Biasanya butuh waktu 1 sampai 2 tahun untuk bisa mendidik istri menjadi bijak untuk bab ini saja. Masih banyak bab lain yang kamu harus juga lakukan untuk mendidik istri kamu menjadi lebih baik.

Berdoa Pada Allah

Kalau saya pribadi punya doa wajib yang selalu ada dan dibaca selesai sholat, doa yang udah familiar juga di masyarakat, robbanaa hablana min azwaajina dst.

Berdo’a ini sambil membayangkan istri dan anak-anak untuk senantiasa dijaga dan diupgrade oleh Allah menjadi individu-individu yang semakin sholeh dan sholehah sehingga pantas untuk waj’alna lil-muttaqiina imaama, menjadi pemimpin bagi orang-orang yang bertaqwa.

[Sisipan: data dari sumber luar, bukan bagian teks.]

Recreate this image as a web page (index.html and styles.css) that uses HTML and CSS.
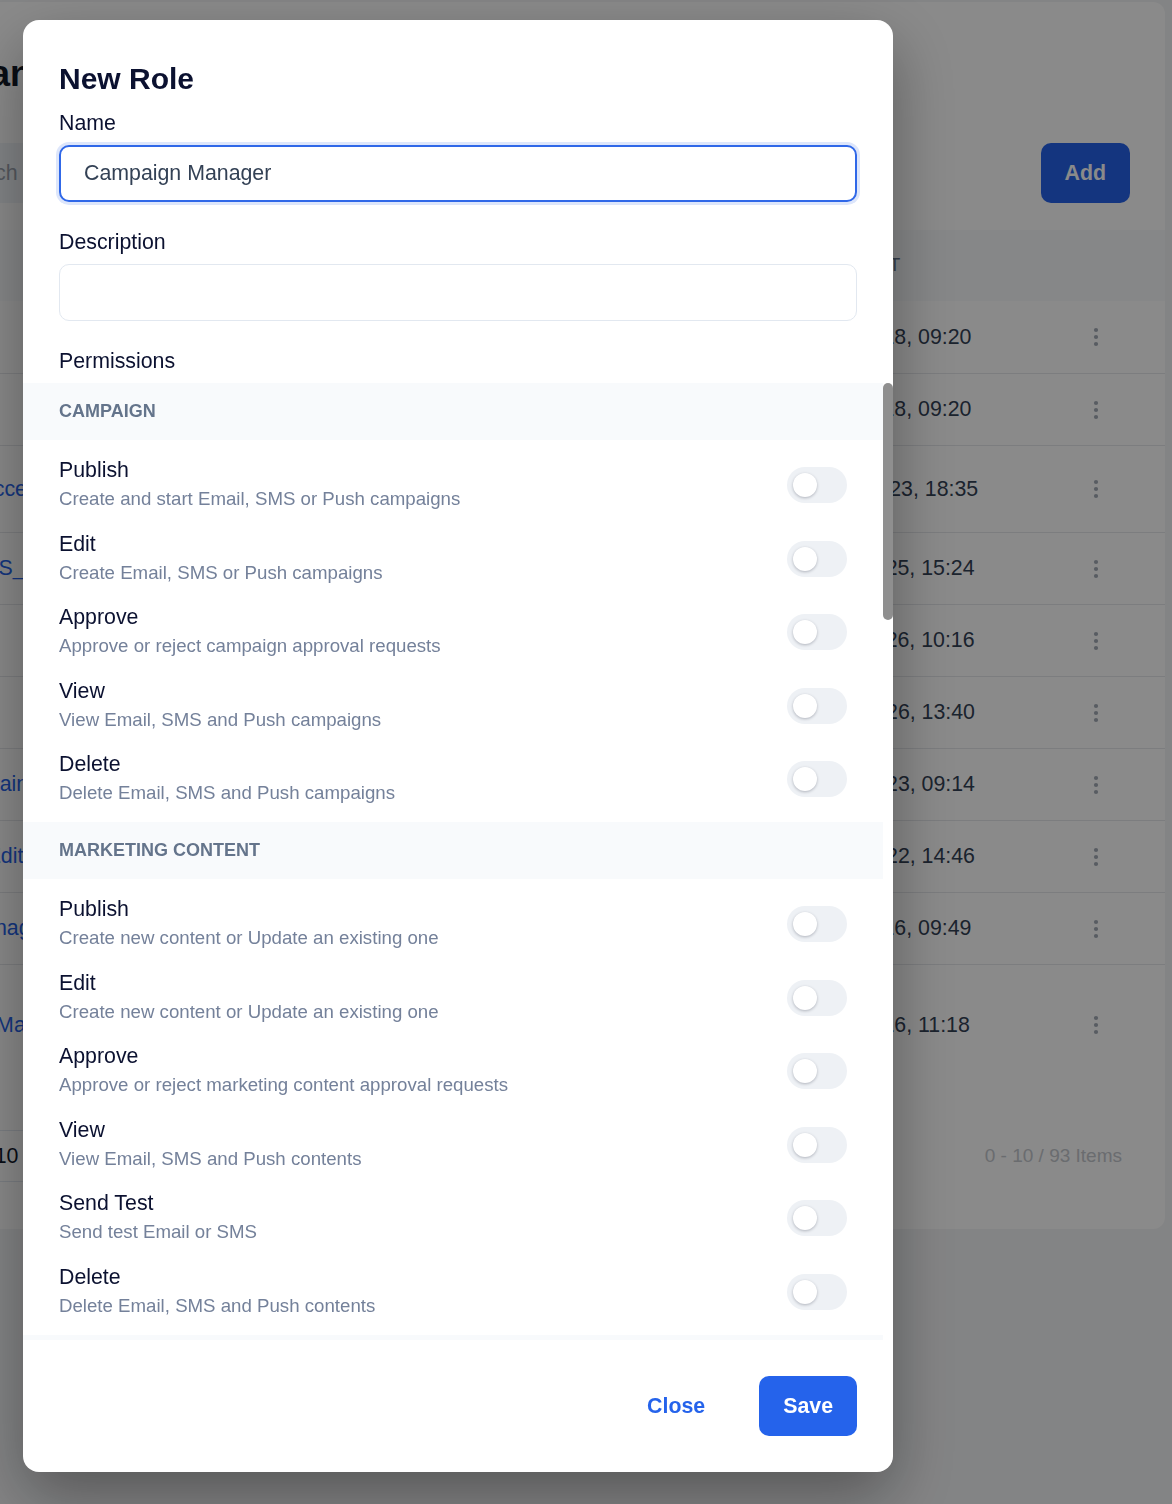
FILE: index.html
```html
<!DOCTYPE html>
<html lang="en">
<head>
<meta charset="utf-8">
<title>Role Management</title>
<link rel="stylesheet" href="styles.css">
</head>
<body>
<div class="page">
  <main class="card">
    <h1 class="page-title">Role Management</h1>
    <div class="toolbar">
      <label class="search">
        <svg class="search-icon" viewBox="0 0 24 24" fill="none" stroke="#94a3b8" stroke-width="2" stroke-linecap="round"><circle cx="11" cy="11" r="7"/><path d="M20 20l-4-4"/></svg>
        <input class="search-input" type="text" placeholder="Search">
      </label>
      <button class="btn btn-primary" type="button">Add</button>
    </div>
    <div class="table">
      <div class="tr th"><div>NAME</div><div>DESCRIPTION</div><div>CREATED AT</div><div></div></div>
      <div class="tr"><a class="link" href="#">Admin</a><div class="muted">Full access to every module</div><div class="date">Mon, Oct 18, 09:20</div><div class="act"><svg class="kebab" viewBox="0 0 24 24"><circle cx="12" cy="5" r="2.1"/><circle cx="12" cy="12" r="2.1"/><circle cx="12" cy="19" r="2.1"/></svg></div></div>
      <div class="tr"><a class="link" href="#">Viewer</a><div class="muted">Read only access</div><div class="date">Mon, Oct 18, 09:20</div><div class="act"><svg class="kebab" viewBox="0 0 24 24"><circle cx="12" cy="5" r="2.1"/><circle cx="12" cy="12" r="2.1"/><circle cx="12" cy="19" r="2.1"/></svg></div></div>
      <div class="tr tr-tall"><a class="link" href="#">Limited Access</a><div class="muted">Access to campaigns and contents only</div><div class="date">Wed, Sep 23, 18:35</div><div class="act"><svg class="kebab" viewBox="0 0 24 24"><circle cx="12" cy="5" r="2.1"/><circle cx="12" cy="12" r="2.1"/><circle cx="12" cy="19" r="2.1"/></svg></div></div>
      <div class="tr"><a class="link" href="#">Push_SMS_</a><div class="muted">Push and SMS channels</div><div class="date">Wed, Jun 25, 15:24</div><div class="act"><svg class="kebab" viewBox="0 0 24 24"><circle cx="12" cy="5" r="2.1"/><circle cx="12" cy="12" r="2.1"/><circle cx="12" cy="19" r="2.1"/></svg></div></div>
      <div class="tr"><a class="link" href="#">Approver</a><div class="muted">Approves campaigns</div><div class="date">Wed, Jun 26, 10:16</div><div class="act"><svg class="kebab" viewBox="0 0 24 24"><circle cx="12" cy="5" r="2.1"/><circle cx="12" cy="12" r="2.1"/><circle cx="12" cy="19" r="2.1"/></svg></div></div>
      <div class="tr"><a class="link" href="#">Publisher</a><div class="muted">Publishes campaigns</div><div class="date">Mon, Aug 26, 13:40</div><div class="act"><svg class="kebab" viewBox="0 0 24 24"><circle cx="12" cy="5" r="2.1"/><circle cx="12" cy="12" r="2.1"/><circle cx="12" cy="19" r="2.1"/></svg></div></div>
      <div class="tr"><a class="link" href="#">Partner Maintainer</a><div class="muted">Maintains partner content</div><div class="date">Mon, Aug 23, 09:14</div><div class="act"><svg class="kebab" viewBox="0 0 24 24"><circle cx="12" cy="5" r="2.1"/><circle cx="12" cy="12" r="2.1"/><circle cx="12" cy="19" r="2.1"/></svg></div></div>
      <div class="tr"><a class="link" href="#">Content Editor</a><div class="muted">Edits marketing content</div><div class="date">Mon, Aug 22, 14:46</div><div class="act"><svg class="kebab" viewBox="0 0 24 24"><circle cx="12" cy="5" r="2.1"/><circle cx="12" cy="12" r="2.1"/><circle cx="12" cy="19" r="2.1"/></svg></div></div>
      <div class="tr"><a class="link" href="#">Sales Manager</a><div class="muted">Sales team lead</div><div class="date">Mon, Oct 16, 09:49</div><div class="act"><svg class="kebab" viewBox="0 0 24 24"><circle cx="12" cy="5" r="2.1"/><circle cx="12" cy="12" r="2.1"/><circle cx="12" cy="19" r="2.1"/></svg></div></div>
      <div class="tr tr-xtall"><a class="link" href="#">Regional Marketing</a><div class="muted">Regional marketing team</div><div class="date">Mon, Oct 16, 11:18</div><div class="act"><svg class="kebab" viewBox="0 0 24 24"><circle cx="12" cy="5" r="2.1"/><circle cx="12" cy="12" r="2.1"/><circle cx="12" cy="19" r="2.1"/></svg></div></div>
    </div>
    <div class="pager">
      <div class="pager-size"><span>Per page</span><div class="select">10 <svg class="chev" viewBox="0 0 24 24" fill="none" stroke="#64748b" stroke-width="2" stroke-linecap="round" stroke-linejoin="round"><path d="M6 9l6 6 6-6"/></svg></div></div>
      <div class="pager-info">0 - 10 / 93 Items</div>
    </div>
  </main>
</div>

<div class="overlay">
  <section class="modal">
    <div class="modal-head">
      <h2 class="modal-title">New Role</h2>
      <div class="field">
        <label class="field-label" for="role-name">Name</label>
        <input id="role-name" class="input input-focus" type="text" value="Campaign Manager">
      </div>
      <div class="field">
        <label class="field-label" for="role-desc">Description</label>
        <input id="role-desc" class="input" type="text">
      </div>
      <div class="field-label">Permissions</div>
    </div>

    <div class="perm-wrap">
      <div class="perm-list">
        <div class="perm-group">
          <div class="perm-head">CAMPAIGN</div>
          <div class="perm-items">
            <div class="perm-item"><div><div class="perm-title">Publish</div><div class="perm-desc">Create and start Email, SMS or Push campaigns</div></div><span class="toggle"><span class="knob"></span></span></div>
            <div class="perm-item"><div><div class="perm-title">Edit</div><div class="perm-desc">Create Email, SMS or Push campaigns</div></div><span class="toggle"><span class="knob"></span></span></div>
            <div class="perm-item"><div><div class="perm-title">Approve</div><div class="perm-desc">Approve or reject campaign approval requests</div></div><span class="toggle"><span class="knob"></span></span></div>
            <div class="perm-item"><div><div class="perm-title">View</div><div class="perm-desc">View Email, SMS and Push campaigns</div></div><span class="toggle"><span class="knob"></span></span></div>
            <div class="perm-item"><div><div class="perm-title">Delete</div><div class="perm-desc">Delete Email, SMS and Push campaigns</div></div><span class="toggle"><span class="knob"></span></span></div>
          </div>
        </div>
        <div class="perm-group">
          <div class="perm-head">MARKETING CONTENT</div>
          <div class="perm-items">
            <div class="perm-item"><div><div class="perm-title">Publish</div><div class="perm-desc">Create new content or Update an existing one</div></div><span class="toggle"><span class="knob"></span></span></div>
            <div class="perm-item"><div><div class="perm-title">Edit</div><div class="perm-desc">Create new content or Update an existing one</div></div><span class="toggle"><span class="knob"></span></span></div>
            <div class="perm-item"><div><div class="perm-title">Approve</div><div class="perm-desc">Approve or reject marketing content approval requests</div></div><span class="toggle"><span class="knob"></span></span></div>
            <div class="perm-item"><div><div class="perm-title">View</div><div class="perm-desc">View Email, SMS and Push contents</div></div><span class="toggle"><span class="knob"></span></span></div>
            <div class="perm-item"><div><div class="perm-title">Send Test</div><div class="perm-desc">Send test Email or SMS</div></div><span class="toggle"><span class="knob"></span></span></div>
            <div class="perm-item"><div><div class="perm-title">Delete</div><div class="perm-desc">Delete Email, SMS and Push contents</div></div><span class="toggle"><span class="knob"></span></span></div>
          </div>
        </div>
        <div class="perm-group">
          <div class="perm-head">AUDIENCE</div>
          <div class="perm-items">
            <div class="perm-item"><div><div class="perm-title">Import</div><div class="perm-desc">Import contacts from a CSV file</div></div><span class="toggle"><span class="knob"></span></span></div>
            <div class="perm-item"><div><div class="perm-title">View</div><div class="perm-desc">View contacts and their attributes</div></div><span class="toggle"><span class="knob"></span></span></div>
          </div>
        </div>
      </div>
      <div class="scroll-track" aria-hidden="true"><div class="scroll-thumb"></div></div>
    </div>

    <div class="modal-foot">
      <button class="btn btn-text" type="button">Close</button>
      <button class="btn btn-primary" type="button">Save</button>
    </div>
  </section>
</div>
</body>
</html>
```

FILE: styles.css
```css
* { box-sizing: border-box; }

html, body {
  margin: 0;
  height: 100%;
}

body {
  font-family: "Liberation Sans", Arial, Helvetica, sans-serif;
  background: #f3f4f6;
  color: #0f172a;
  overflow: hidden;
}

/* ---------- background page ---------- */
.page {
  padding-top: 2px;
}

.card {
  width: 1319px;
  height: 1227px;
  margin-left: -154px;
  padding-top: 50px;
  background: #ffffff;
  border-radius: 12px;
}

.page-title {
  margin: 0;
  padding: 0 26px;
  font-size: 36px;
  line-height: 44px;
  font-weight: 700;
  color: #111827;
  white-space: nowrap;
}

.toolbar {
  display: flex;
  justify-content: space-between;
  align-items: center;
  margin-top: 47px;
  padding: 0 35px 0 36px;
}

.search {
  display: flex;
  align-items: center;
  gap: 24px;
  width: 480px;
  height: 60px;
  padding-left: 24px;
  background: #f1f5f9;
  border-radius: 10px;
}

.search-icon {
  width: 20px;
  height: 20px;
  flex: none;
}

.search-input {
  width: 100%;
  padding: 0;
  border: 0;
  outline: none;
  background: transparent;
  font-family: inherit;
  font-size: 21.33px;
  color: #0f172a;
}

.search-input::placeholder { color: #9ca3af; }

.btn {
  height: 60px;
  padding: 0 24px;
  border: 0;
  border-radius: 10px;
  font-family: inherit;
  font-size: 21.33px;
  font-weight: 700;
  cursor: pointer;
}

.btn-primary {
  background: #2563eb;
  color: #ffffff;
}

.btn-text {
  background: transparent;
  color: #2563eb;
}

.table {
  margin-top: 27px;
}

.tr {
  display: grid;
  grid-template-columns: 420px 1fr 273px 66px;
  align-items: center;
  height: 72px;
  padding: 0 36px 0 60px;
  font-size: 21.33px;
}

.tr + .tr { border-top: 1px solid #e5e7eb; }

.th {
  height: 71px;
  background: #f8fafc;
  font-size: 18px;
  color: #64748b;
}

.th + .tr { border-top: 0; }

.tr-tall { height: 87px; }
.tr-xtall { height: 121px; }

.link {
  color: #2563eb;
  text-decoration: none;
  white-space: nowrap;
}

.muted {
  color: #64748b;
  white-space: nowrap;
  overflow: hidden;
}

.date {
  color: #334155;
  white-space: nowrap;
}

.act {
  display: flex;
  justify-content: center;
}

.kebab {
  width: 24px;
  height: 24px;
  fill: #a3aab6;
}

.pager {
  display: flex;
  justify-content: space-between;
  align-items: center;
  padding: 45px 43px 47px 36px;
}

.pager-size {
  display: flex;
  align-items: center;
  gap: 16px;
  font-size: 18.67px;
  color: #64748b;
}

.select {
  display: flex;
  align-items: center;
  gap: 12px;
  height: 52px;
  padding: 0 20px;
  border: 1px solid #e2e8f0;
  border-radius: 8px;
  font-size: 21.33px;
  color: #0f172a;
}

.chev {
  width: 18px;
  height: 18px;
}

.pager-info {
  font-size: 19px;
  color: #c4c8ce;
}

/* ---------- modal ---------- */
.overlay {
  position: fixed;
  inset: 0;
  padding: 20px 0 0 23px;
  background: rgba(0, 0, 0, 0.46);
}

.modal {
  display: flex;
  flex-direction: column;
  width: 870px;
  height: 1452px;
  background: #ffffff;
  border-radius: 16px;
  overflow: hidden;
  box-shadow: 0 24px 64px rgba(0, 0, 0, 0.35);
}

.modal-head {
  flex: none;
  padding: 41px 36px 0;
}

.modal-title {
  margin: 0 0 12px;
  font-size: 30px;
  line-height: 36px;
  font-weight: 700;
  color: #0b1130;
}

.field {
  margin-bottom: 26px;
}

.field-label {
  display: block;
  margin-bottom: 8px;
  font-size: 21.33px;
  line-height: 28px;
  color: #0b1130;
}

.input {
  display: block;
  width: 100%;
  height: 57px;
  padding: 0 23px;
  border: 1px solid #e2e8f0;
  border-radius: 10px;
  outline: none;
  font-family: inherit;
  font-size: 21.33px;
  color: #334155;
  background: #ffffff;
}

.input-focus {
  border: 2px solid #3068e8;
  box-shadow: 0 0 0 3px #dde6fb;
}

.perm-wrap {
  display: flex;
  flex: 1;
  min-height: 0;
}

.perm-list {
  flex: 1;
  min-width: 0;
  overflow-y: auto;
  scrollbar-width: none;
}

.perm-list::-webkit-scrollbar { display: none; }

.scroll-track {
  flex: none;
  width: 10px;
}

.scroll-thumb {
  height: 237px;
  border-radius: 5px;
  background: #8f8f8f;
}

.perm-head {
  display: flex;
  align-items: center;
  height: 57px;
  padding: 0 36px;
  background: #f8fafc;
  font-size: 18px;
  font-weight: 700;
  color: #64748b;
}

.perm-items {
  display: flex;
  flex-direction: column;
  gap: 15.5px;
  padding: 16px 36px 14px;
}

.perm-item {
  display: flex;
  justify-content: space-between;
  align-items: center;
}

.perm-title {
  font-size: 21.33px;
  line-height: 28px;
  color: #0b1130;
}

.perm-desc {
  font-size: 18.67px;
  line-height: 30px;
  color: #74819a;
}

.toggle {
  display: inline-flex;
  align-items: center;
  flex: none;
  width: 60px;
  height: 36px;
  padding-left: 6px;
  border-radius: 18px;
  background: #eef1f5;
}

.knob {
  width: 24px;
  height: 24px;
  border-radius: 50%;
  background: #ffffff;
  box-shadow: 0 1px 3px rgba(15, 23, 42, 0.28);
}

.modal-foot {
  flex: none;
  display: flex;
  justify-content: flex-end;
  gap: 30px;
  padding: 36px;
}
```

Merutinkan kebiasaan zikir pagi-petang di keluarga juga menjadi sangat penting supaya ruhiyah (spiritual) tetap terjaga dan bersih, sehingga berimbas pada jasad (fisik) yang juga terkontrol (khairunnaas).

Menyamakan Frekuensi

Kamu dan pasangan berasal dari latar belakang yang bisa dibilang sangat berbeda. Ada banyak hal-hal yang tidak selaras di tahun pertama pernikahan. Proses menyamakan frekuensi ini menjadi salah satu ujian yang harus kamu selesaikan.

Pertengkaran seringkali muncul karena masalah frekuensi yang belum ketemu ini.

Salah satu cara yang bisa kamu lakukan untuk menyamakan frekuensi adalah ajak istri ke sebuah seminar bertemakan family, parenting, dan sejenisnya. Dengan begini, kamu ngga perlu repot-repot menjelaskan apa saja yang musti jadi hak dan tanggung jawab masing-masing pasangan, dan kiat-kiat yang bisa dilakukan ketika menghadapi polemik.

Disamping kamu juga bisa banyak belajar hal-hal baru di forum tersebut.

Ada baiknya juga hadir di seminar bertemakan di atas yang dibalut dengan nuansa spiritual keislaman, sehingga makin klop dan sejalan dengan visi misi keluarga yang akan kamu jalani sebagai keluarga muslim yang bermanfaat untuk banyak orang.

Hindari mengirimkan link melalui WA atau FB, percayalah ini cara yang ngga bagus meski maksud kamu menasihati.

Kesimpulan

Ngga usah panjang-panjang, kamu (suami) baru akan benar-benar menjadi qowwam (pemimpin) setelah masuk di tahun kedua atau ketiga. Di tahun ini (kedua, dst)  konflik-konflik kecil akan tetap ada tapi tidak menyita banyak porsi waktu, tenaga, dan pikiran sebagaimana yang terjadi di tahun pertama.